### Information shown
☆ ☆ ☆ ☆

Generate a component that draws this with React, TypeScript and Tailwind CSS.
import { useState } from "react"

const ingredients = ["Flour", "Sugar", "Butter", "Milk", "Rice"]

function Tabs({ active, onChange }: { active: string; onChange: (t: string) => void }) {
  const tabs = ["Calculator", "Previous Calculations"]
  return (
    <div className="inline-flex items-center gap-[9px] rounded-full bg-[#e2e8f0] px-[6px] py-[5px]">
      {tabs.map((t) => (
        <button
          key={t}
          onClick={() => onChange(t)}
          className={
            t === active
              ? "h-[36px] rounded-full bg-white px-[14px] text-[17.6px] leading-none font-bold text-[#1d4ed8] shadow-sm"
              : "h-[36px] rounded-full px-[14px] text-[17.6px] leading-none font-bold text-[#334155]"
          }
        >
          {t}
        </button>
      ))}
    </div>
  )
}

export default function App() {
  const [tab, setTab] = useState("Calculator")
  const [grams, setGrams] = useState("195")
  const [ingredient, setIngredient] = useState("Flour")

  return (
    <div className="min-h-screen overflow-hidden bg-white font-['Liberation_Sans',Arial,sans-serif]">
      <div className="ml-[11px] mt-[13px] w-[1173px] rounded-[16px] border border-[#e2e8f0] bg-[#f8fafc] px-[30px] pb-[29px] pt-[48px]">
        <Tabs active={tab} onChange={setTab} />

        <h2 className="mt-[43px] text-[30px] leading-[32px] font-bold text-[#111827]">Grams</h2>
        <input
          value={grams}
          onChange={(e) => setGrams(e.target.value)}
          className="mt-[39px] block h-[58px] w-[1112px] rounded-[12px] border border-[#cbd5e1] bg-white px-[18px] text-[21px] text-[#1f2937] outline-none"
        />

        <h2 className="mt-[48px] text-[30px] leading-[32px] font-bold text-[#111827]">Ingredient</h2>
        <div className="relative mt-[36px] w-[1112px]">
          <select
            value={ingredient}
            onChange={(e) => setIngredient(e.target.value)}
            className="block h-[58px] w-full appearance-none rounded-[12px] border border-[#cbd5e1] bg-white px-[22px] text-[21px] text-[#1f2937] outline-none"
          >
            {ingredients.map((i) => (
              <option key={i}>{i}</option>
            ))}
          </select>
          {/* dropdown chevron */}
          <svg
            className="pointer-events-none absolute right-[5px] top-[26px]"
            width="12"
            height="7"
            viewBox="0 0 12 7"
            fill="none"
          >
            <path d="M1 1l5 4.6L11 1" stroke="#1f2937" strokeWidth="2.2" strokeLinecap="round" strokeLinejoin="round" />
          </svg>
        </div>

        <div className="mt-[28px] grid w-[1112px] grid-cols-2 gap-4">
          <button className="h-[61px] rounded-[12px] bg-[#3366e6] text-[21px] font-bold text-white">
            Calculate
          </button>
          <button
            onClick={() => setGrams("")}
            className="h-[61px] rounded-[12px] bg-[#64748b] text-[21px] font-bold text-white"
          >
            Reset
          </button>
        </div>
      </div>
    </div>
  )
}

☆ ☆ ☆ ☆

### Aim
Make an exact copy of the data above.

### Answer for this exercise
Generate a component that draws this with React, TypeScript and Tailwind CSS.
import { useState } from "react"

const ingredients = ["Flour", "Sugar", "Butter", "Milk", "Rice"]

function Tabs({ active, onChange }: { active: string; onChange: (t: string) => void }) {
  const tabs = ["Calculator", "Previous Calculations"]
  return (
    <div className="inline-flex items-center gap-[9px] rounded-full bg-[#e2e8f0] px-[6px] py-[5px]">
      {tabs.map((t) => (
        <button
          key={t}
          onClick={() => onChange(t)}
          className={
            t === active
              ? "h-[36px] rounded-full bg-white px-[14px] text-[17.6px] leading-none font-bold text-[#1d4ed8] shadow-sm"
              : "h-[36px] rounded-full px-[14px] text-[17.6px] leading-none font-bold text-[#334155]"
          }
        >
          {t}
        </button>
      ))}
    </div>
  )
}

export default function App() {
  const [tab, setTab] = useState("Calculator")
  const [grams, setGrams] = useState("195")
  const [ingredient, setIngredient] = useState("Flour")

  return (
    <div className="min-h-screen overflow-hidden bg-white font-['Liberation_Sans',Arial,sans-serif]">
      <div className="ml-[11px] mt-[13px] w-[1173px] rounded-[16px] border border-[#e2e8f0] bg-[#f8fafc] px-[30px] pb-[29px] pt-[48px]">
        <Tabs active={tab} onChange={setTab} />

        <h2 className="mt-[43px] text-[30px] leading-[32px] font-bold text-[#111827]">Grams</h2>
        <input
          value={grams}
          onChange={(e) => setGrams(e.target.value)}
          className="mt-[39px] block h-[58px] w-[1112px] rounded-[12px] border border-[#cbd5e1] bg-white px-[18px] text-[21px] text-[#1f2937] outline-none"
        />

        <h2 className="mt-[48px] text-[30px] leading-[32px] font-bold text-[#111827]">Ingredient</h2>
        <div className="relative mt-[36px] w-[1112px]">
          <select
            value={ingredient}
            onChange={(e) => setIngredient(e.target.value)}
            className="block h-[58px] w-full appearance-none rounded-[12px] border border-[#cbd5e1] bg-white px-[22px] text-[21px] text-[#1f2937] outline-none"
          >
            {ingredients.map((i) => (
              <option key={i}>{i}</option>
            ))}
          </select>
          {/* dropdown chevron */}
          <svg
            className="pointer-events-none absolute right-[5px] top-[26px]"
            width="12"
            height="7"
            viewBox="0 0 12 7"
            fill="none"
          >
            <path d="M1 1l5 4.6L11 1" stroke="#1f2937" strokeWidth="2.2" strokeLinecap="round" strokeLinejoin="round" />
          </svg>
        </div>

        <div className="mt-[28px] grid w-[1112px] grid-cols-2 gap-4">
          <button className="h-[61px] rounded-[12px] bg-[#3366e6] text-[21px] font-bold text-white">
            Calculate
          </button>
          <button
            onClick={() => setGrams("")}
            className="h-[61px] rounded-[12px] bg-[#64748b] text-[21px] font-bold text-white"
          >
            Reset
          </button>
        </div>
      </div>
    </div>
  )
}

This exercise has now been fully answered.